A problem with these leaders is that having been masters of their houses as chief ministers with only a single challenger - Jayalalitha, for instance, faces only one major opponent in the DMK in Tamil Nadu and Mulayam Singh Yadav has to counter only the Bahujan Samaj Party (BSP) in Uttar Pradesh - they will not find it easy to get along as a team with other chief ministers like Bihar's Nitish Kumar of the Janata Dal-United (JD-U) and Odisha's Naveen Patnaik of the Biju Janata Dal (BJD).
Apart from the ego hassles between individual leaders, there are also parties which regard their opponents as mortal enemies, such as the Trinamool Congress on one side and the Communist Party of India-Marxist (CPI-M) on the other along with the Communist Party of India (CPI), the Forward Bloc and the Revolutionary Socialist Party (RSP).
Similar antipathy keeps apart the AIADMK and the DMK as well as the SP and the BSP with the result that the DMK and the BSP may well act virtually as the Congress's allies.
Although, prima facie, the proposed group in parliament comprising the AIADMK, the SP, the four Left parties, the JD-U, the Janata Dal-Secular (JD-S), the BJD, the Asom Gana Parishad and the Jharkhand Vikas Morcha may look formidable, in real terms the motley group with little to bind them except opposition to the Congress and the BJP is unlikely to be a major threat in a nation-wide election.
Besides, the fact that some of them have been allies of either the Congress or the BJP underlines the opportunism of their current posturing. While the Leftists and the SP have been the Congress' allies, the JD-U was hoping to become one till the Congress chose to dump it in favour of the RJD and the Lok Janshakti Party (LJP) in Bihar.
The JD-S has been an ally of both the Congress and the BJP in Karnataka while the BJD was the BJP's partner till 2009.
What these permutations and combinations mean is that for all the Third Front's claims of opposing the two national parties, the lines will remain open between the regional leaders and the Congress and the BJP - if only because the conflicting objectives of 10 or 12 regional parties will prove difficult to reconcile.
The scene will be complicated by the Aam Admi Party (AAP) with its left-of-centre economics and right-of-centre sociology, which approves of the Taliban-style diktats of khap panchayats though not their violence.

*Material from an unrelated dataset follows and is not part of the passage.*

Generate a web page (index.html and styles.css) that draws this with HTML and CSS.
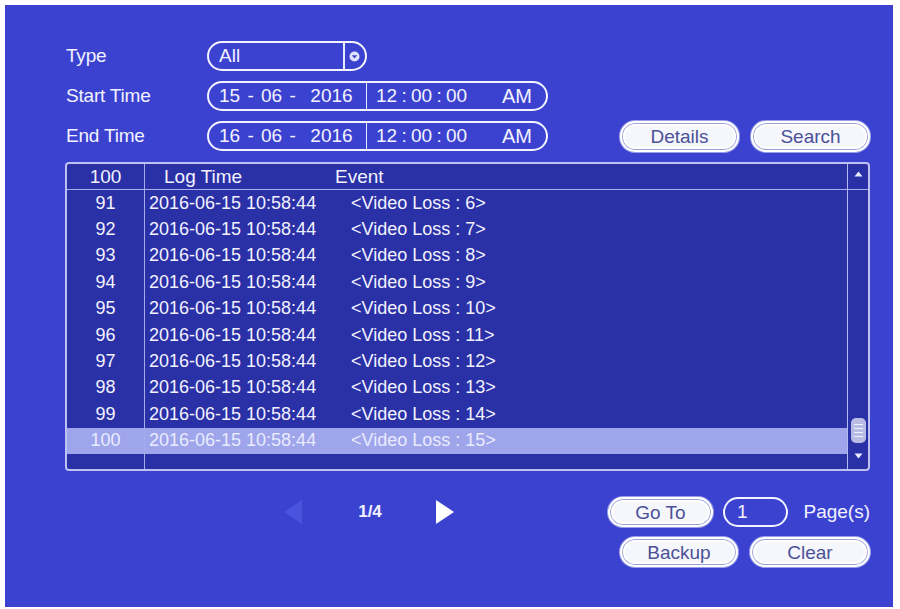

In contrast to the inchoate Third Front, the United Progressive Alliance (UPA) and the National Democratic Alliance (NDA) look more compact.
The former, led by the Congress, is likely to have the Nationalist Congress Party (NCP), the National Conference, the RJD and the LJP among its partners and can expect outside support from the BSP. The NDA will have the Akali Dal, the Shiv Sena and the Telugu Desam as its mainstays.
After the polls, the UPA and the NDA will be engaged in luring the regional parties to their side instead of helping one of the Third Front leaders to become the PM, as Deve Gowda was in 1996 by the Congress.